Micky, we love you and are glad you play in our band. Stay away from kryptonite before gigs!

Thursday 17 May 2012

'Abandon'ing the last tuesday

This past Tuesday we played a short but amazing gig at Glenmore Park for an event called "Abandon". There were two other awesome bands, White with One and Whitefield (formerly The Cameo), which I think both impressed and inspired us with their talent and energy - check them out when you have a moment!

        

The near-term sees us taking a quick break for 2 weeks then back to heavy practice mode (yes, 1 times a week) in prep for the Western Sydney Showdown where we will be sharing the stage with the dudes from Chasing Light.

Thanks again to all who encourage, support, and tolerate our musical endeavors (and putting up with listening to rough recordings at every chance)!!!

Thursday 10 May 2012

Only the greatest idea EVER

I've always wanted to play something big. Like a stadium or something. Or any crowd in excess of 500. The flat bed of a big truck turned into a mobile stage.
The Ellen show.

Ellen is about the only daytime TV show that's on my lunch break that isn't entirely depressing, boring, or a very bad straight-to-TV movie about a shark that swims up from the salt water area to the fresh water area and then eats 1960's kids or something (I wasn't paying huge attention to that one).

Ellen's show is always coming up with new segments, so I thought of a mad name for a segment that would totally get her attention. Time Travelling Obscure Australian Band Friday!

See, 'cos of the time zone difference, travelling from Point A to Point U (Australia to USA) would mean that if we left at the right time, we could play yesterday in the States. In the imaginary situation (much like 'what-I'd-do-if-I'd-won-the-$70m-Oz-Lotto-on-Tuesday, which, it turns out, is buy all the wrong things and have a fight with my best friend because I'd got him the wrong house, car, and Angelina-Jolie type adoption because there's apparently a difference between adoption and human trafficking, and the answer isn't "peak hour"), we'd totally pay for our own air fares and Ellen would supply instruments because they're too big to put on a plane. Then we'd play either Hoping For Jupiter since it ties in with our album release, or Monsters In Mirrors because it'd show we're mega versatile and ahead of the musical curve using loops, real drums, and multi-instrumentalism.
Except if I stuffed the solo. That would be embarrassing.
Then Ellen would interview us and we'd be all "we've got a web page and a blog and you can buy a song for $1!" and then we'd get a hundred downloads and it would offset the cost of the flights by $100. Leaving us... ummmmmm... about $6000 down overall. Not too bad, really.
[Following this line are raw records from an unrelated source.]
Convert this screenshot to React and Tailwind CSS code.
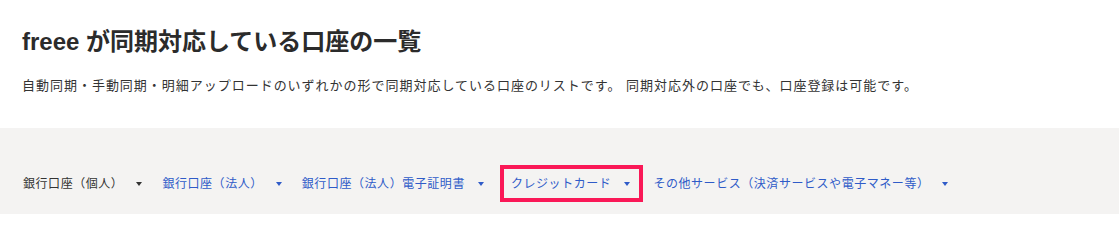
const TABS = [
  { label: '銀行口座（個人）', current: true },
  { label: '銀行口座（法人）' },
  { label: '銀行口座（法人）電子証明書' },
  { label: 'クレジットカード', highlighted: true },
  { label: 'その他サービス（決済サービスや電子マネー等）' },
];

function Caret({ className }) {
  return (
    <svg viewBox="0 0 6 4" className={`w-[6px] h-[4px] ${className}`} fill="currentColor">
      <path d="M0 0h6L3 4z" />
    </svg>
  );
}

export default function App() {
  return (
    <div className="w-[1119px] h-[214px] bg-white overflow-hidden font-['Liberation_Sans','Noto_Sans_CJK_JP',sans-serif] text-[#333]">
      <div className="px-[22px] pt-[28px] h-[128px]">
        <h1 className="text-[24px] leading-[28px] font-bold text-[#2b2b2b]">
          freee が同期対応している口座の一覧
        </h1>
        <p className="mt-[22px] text-[13px] leading-[16px] tracking-[0.98px] text-[#333]">
          自動同期・手動同期・明細アップロードのいずれかの形で同期対応している口座のリストです。 同期対応外の口座でも、口座登録は可能です。
        </p>
      </div>

      <div className="bg-[#f4f3f2] h-[86px] pt-[37px]">
        <ul className="flex items-center gap-[20px] pl-[23px]">
          {TABS.map((tab) => (
            <li
              key={tab.label}
              className={`flex items-center h-[37px] ${
                tab.highlighted
                  ? 'border-4 border-[#fa1857] -ml-[4px] -mr-[10px] pl-[7px] pr-[9px]'
                  : ''
              }`}
            >
              <span
                className={`text-[12px] leading-[16px] tracking-[0.55px] ${
                  tab.current ? 'text-[#333]' : 'text-[#2f5bc8]'
                }`}
              >
                {tab.label}
              </span>
              <Caret className={`ml-[13px] ${tab.current ? 'text-[#333]' : 'text-[#2f5bc8]'}`} />
            </li>
          ))}
        </ul>
      </div>
    </div>
  );
}
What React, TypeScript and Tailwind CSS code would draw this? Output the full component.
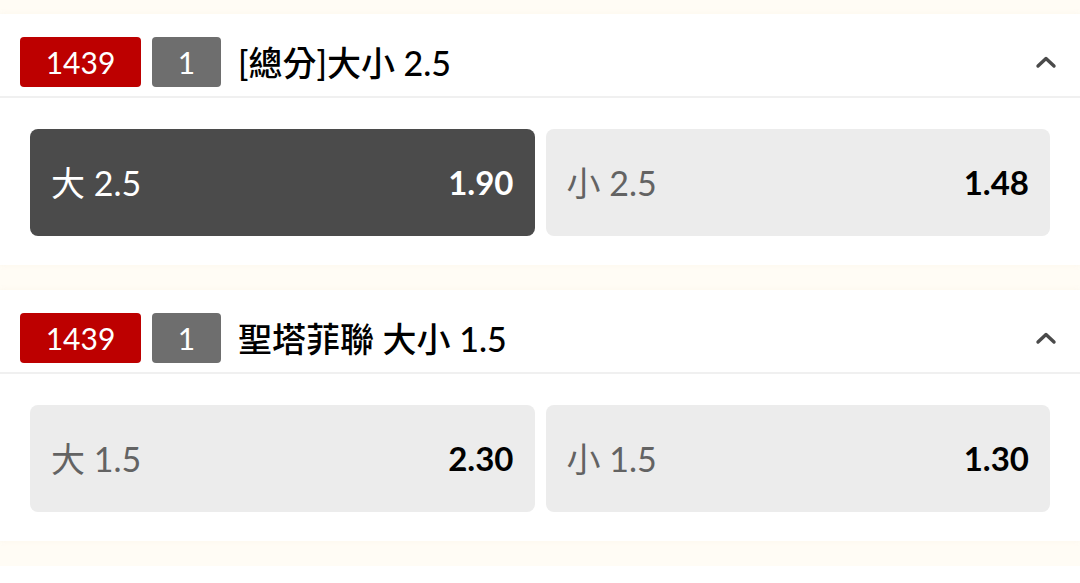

So now, all I need to do is either start stalking Ellen on Twitter or send her an email because she's totally sympathetic to Australia after Finding Nemo even though she didn't actually come here and instead recorded in a sound studio in LA. Because her character spent time in the mouth of a pelican flying around Sydney Harbour being chased by seagulls.

This plan can't fail!
Unless, by some miracle, she ignores a small obscure Australian time-travelling band. But what are the odds of that?

First post, like, ever.

We're super excited about the launch of our new website to coincide with the launch of our first EP. Moreover, we have some fantastic gigs coming up with some super talented bands, and you'd be crazy to miss them!

This area will be where we post photos of gigs and ramble a little more about life in the band and thoughts as they come along. When we begin recording our full-length album (tentatively titled Telling Tales, which is a lot of t's to use in one go) we will have a log of all the steps along the way and the craziness that ensues. Given that we recorded electric guitar on a laptop on a City Rail train and 5am on our last album, we can guarantee that some hilarity will ensue.